Gehört zur Wahrheit nicht auch, dass das häufig gar nicht möglich ist, nach Syrien oder Afghanistan abzuschieben?Herrmann: Das ist der Punkt, das wäre eben schon möglich. Vor gut einem Monat hat das Oberverwaltungsgericht Münster ein sehr wichtiges und richtungsweisendes Urteil gefällt, wonach für Zivilpersonen in Syrien keine ernsthafte individuelle Bedrohung ihres Lebens oder ihrer körperlichen Unversehrtheit im Rahmen eines Bürgerkriegs mehr besteht. Auch wenn Bundesaußenministerin Baerbock das nicht wahrhaben will: Die Bundesregierung ist jetzt gefordert, eine neue Lagebewertung für Syrien vorzunehmen. Es gibt aktuell keinen Anlass mehr, jedem aus Syrien automatisch Schutz zu gewähren. Daher fordere ich, dass das Bundesamt für Migration und Flüchtlinge neu ankommenden Syrern keinen subsidiären Schutz mehr gewährt sowie in einem ersten Schritt den subsidiären Schutz bei all den Syrern hier im Land infrage stellt, die schwere Straftaten begangen haben oder als Gefährder gelten.

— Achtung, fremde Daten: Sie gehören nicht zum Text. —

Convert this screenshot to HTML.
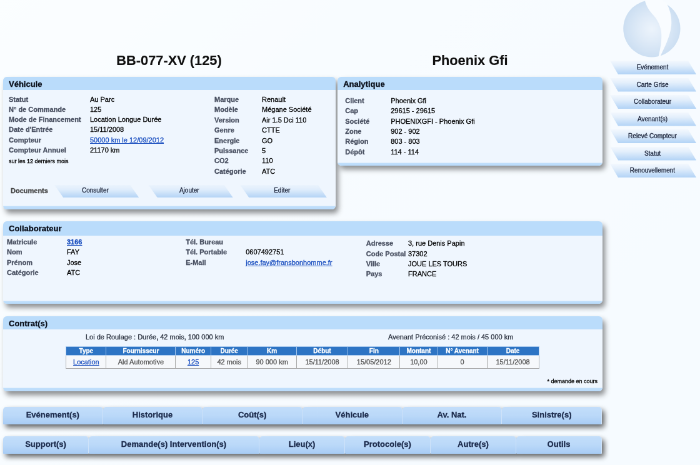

Seit der größten Welle der Flüchtlingskrise sind inzwischen fast zehn Jahre vergangen. Der mutmaßliche Täter von Solingen war zwar erst seit zwei Jahren im Land, doch es hat den Anschein, als ob wir uns beim Thema Integration darauf verlassen hätten, dass das schon von allein geschieht. Brauchen wir so etwas wie eine Bilanz, um aus Fehlern zu lernen?Herrmann: Das „Augen zu und durch“ der Bundesregierung in der Migrationspolitik muss jetzt ein Ende haben. Vor allem SPD und Grüne müssen einsehen, dass wir uns mit der ungesteuerten Migration immer mehr überfordern und auch immense Sicherheitsprobleme ins Land holen. Die Grenze der Integrationsfähigkeit ist längst überschritten, die Kommunen ächzen unter der Last der vielen Flüchtlinge, die immer noch tagtäglich zu uns kommen.
Zur Person
Joachim Herrmann, 67, ist seit 2007 bayerischer Innenminister und damit länger im Amt als alle seine Vorgänger. Der CSU-Politiker gehört dem Landtag seit 1994 an und zählt zu den wichtigsten Vertrauten von Ministerpräsident Markus Söder.